Hi there I want to backup my filesystems from an "Oracle Enterprise Linux" servr on a DVD. Does "dump" command knows DVD device ? Thanks Fery asked 02 Nov '10, 07:40 Fery |
Dump was designed to write to tape -style devices - it writes a stream of bytes. DVDs, as random-access devices, require a filesystem to be used. Therefore, the best approach I can come up with is to dump the filesystem to a file on another filesystem, and then create an ISO image from that, which is then burned to DVD with cdrecord, Gnomebaker, or other burner. This approach does require yyou to have copious disc space handy, however. An example set of commands follows to back up the hypothetical filesystem /dev/hda3: (you should be root for all of them): mkdir /scratch/dumpstore dump 0f /scratch/dumpstore/daily_dump /dev/hda3 mkisofs -o /scratch/dump.iso /scratch/dumpstore cdrecord -sao -eject dev=2,0,0 /scratch/dump.iso Note that you need to know the device to ue for the burner: use cdrecord --scanbus to find this out.
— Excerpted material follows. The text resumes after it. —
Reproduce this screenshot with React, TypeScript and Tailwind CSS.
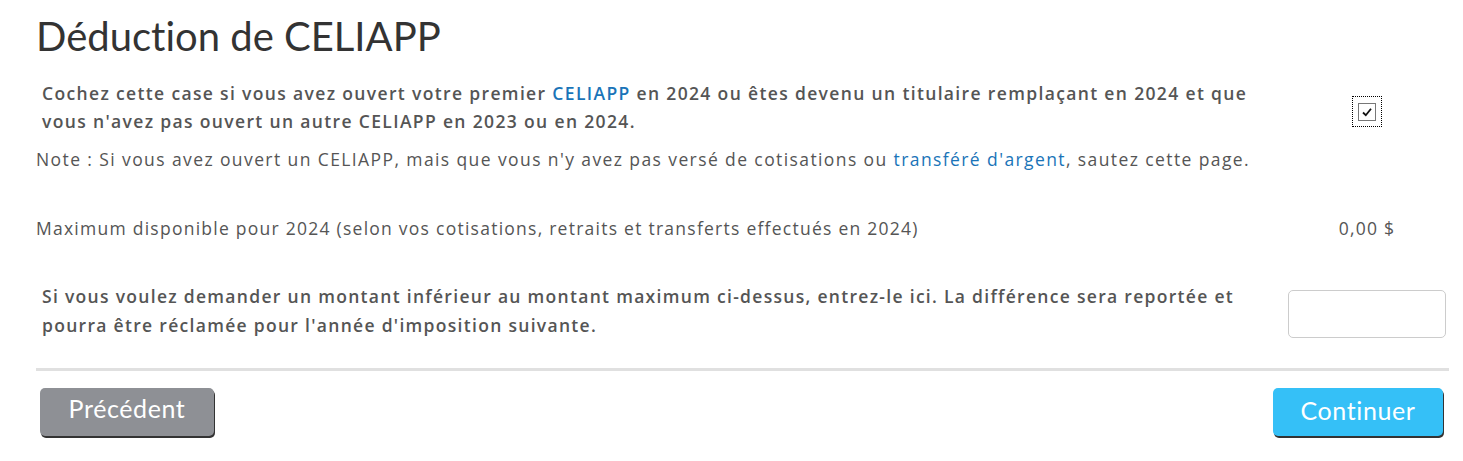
import React from 'react';

const body = { fontFamily: '"Open Sans", "Liberation Sans", sans-serif' };
const title = { fontFamily: 'Lato, "Open Sans", sans-serif' };

const App: React.FC = () => {
  return (
    <div className="w-[1463px] h-[461px] bg-white text-[#555] pl-[36px] pr-[14px]" style={body}>
      <h1 className="pt-[14px] text-[40px] leading-[44px] text-[#333] font-normal [font-variant-ligatures:none]" style={title}>
        Déduction de CELIAPP
      </h1>

      <div className="mt-[21px] grid grid-cols-[1fr_158px] gap-x-[3px] pr-[3px]">
        <p className="pl-[6px] text-[17.5px] leading-[28px] font-semibold tracking-[1.35px]">
          Cochez cette case si vous avez ouvert votre premier{' '}
          <a className="text-[#1a74b8]">CELIAPP</a> en 2024 ou êtes devenu un titulaire remplaçant en 2024 et que
          vous n'avez pas ouvert un autre CELIAPP en 2023 ou en 2024.
        </p>
        <div className="flex justify-center pt-[17px]">
          <div className="w-[30px] h-[31px] border border-dotted border-black flex items-center justify-center">
            <div className="w-[18px] h-[18px] border border-[#777] bg-white flex items-center justify-center">
              <svg width="12" height="12" viewBox="0 0 12 12">
                <path d="M2 6.5 L4.8 9.2 L10 2.8" fill="none" stroke="#111" strokeWidth="1.8" />
              </svg>
            </div>
          </div>
        </div>
      </div>

      <p className="mt-[12px] text-[17.5px] leading-[24px] tracking-[1.4px]">
        Note : Si vous avez ouvert un CELIAPP, mais que vous n'y avez pas versé de cotisations ou{' '}
        <a className="text-[#1a74b8]">transféré d'argent</a>, sautez cette page.
      </p>

      <div className="mt-[45px] grid grid-cols-[1fr_158px] gap-x-[3px] pr-[3px] text-[17.5px] leading-[24px] tracking-[1.25px]">
        <p>Maximum disponible pour 2024 (selon vos cotisations, retraits et transferts effectués en 2024)</p>
        <p className="text-center">0,00 $</p>
      </div>

      <div className="mt-[42px] grid grid-cols-[1fr_158px] gap-x-[3px] pr-[3px] items-start">
        <p className="pl-[6px] pr-[20px] text-[17.5px] leading-[29px] font-semibold tracking-[1.3px]">
          Si vous voulez demander un montant inférieur au montant maximum ci-dessus, entrez-le ici. La différence sera reportée et
          pourra être réclamée pour l'année d'imposition suivante.
        </p>
        <input
          type="text"
          className="mt-[8px] h-[48px] w-[158px] rounded-[5px] border border-[#ccc] bg-white px-2 outline-none"
        />
      </div>

      <div className="mt-[28px] h-[3px] bg-[#e0e0e0]" />

      <div className="mt-[17px] flex justify-between pl-[4px] pr-[6px]" style={title}>
        <button className="w-[174px] h-[48px] rounded-[5px] bg-[#8e9095] text-white text-[25px] tracking-[0.6px] pb-[6px] shadow-[1px_2px_0_#333]">
          Précédent
        </button>
        <button className="w-[170px] h-[48px] rounded-[5px] bg-[#35c0f7] text-white text-[25px] tracking-[0.6px] pb-[2px] shadow-[1px_2px_0_#333]">
          Continuer
        </button>
      </div>
    </div>
  );
};

export default App;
Now, if you want to avoid using all the scratch space, it appears that both mkisofs and cdrecord can be used in a pipeline - try the following: dump 0f - | mkisofs --stream-media-size 714000 -o - | cdrecord -pad dev=2,0,0 -
answered 02 Nov '10, 18:08 Der Berater |
No. DUMP by itself does not know this. Dump is an old program, but it still works. However you need to pipe utput from dump ti mkisofs (to make a file that the DVD can understand). From there you can store the dump-file on hard disk to be burned ti DVD later or you could (but probably should not) pipe the output from mkisofs directly to cdburn (or another burning program that you can call from the commandline). Maybe you should think about making a .tar.bz2 file insted of dump? Say you want to backup your home dir, you could give: tar -cvfj /etc/backup.tar.gz /home/username Burn this to a DVD later. answered 02 Nov '10, 09:30 Hans Poppe Thanx.I surly test your solution. I want to backup the whole filesystems, not only my home.(I have been its admin recently).Therefore I think tar is not appropriate.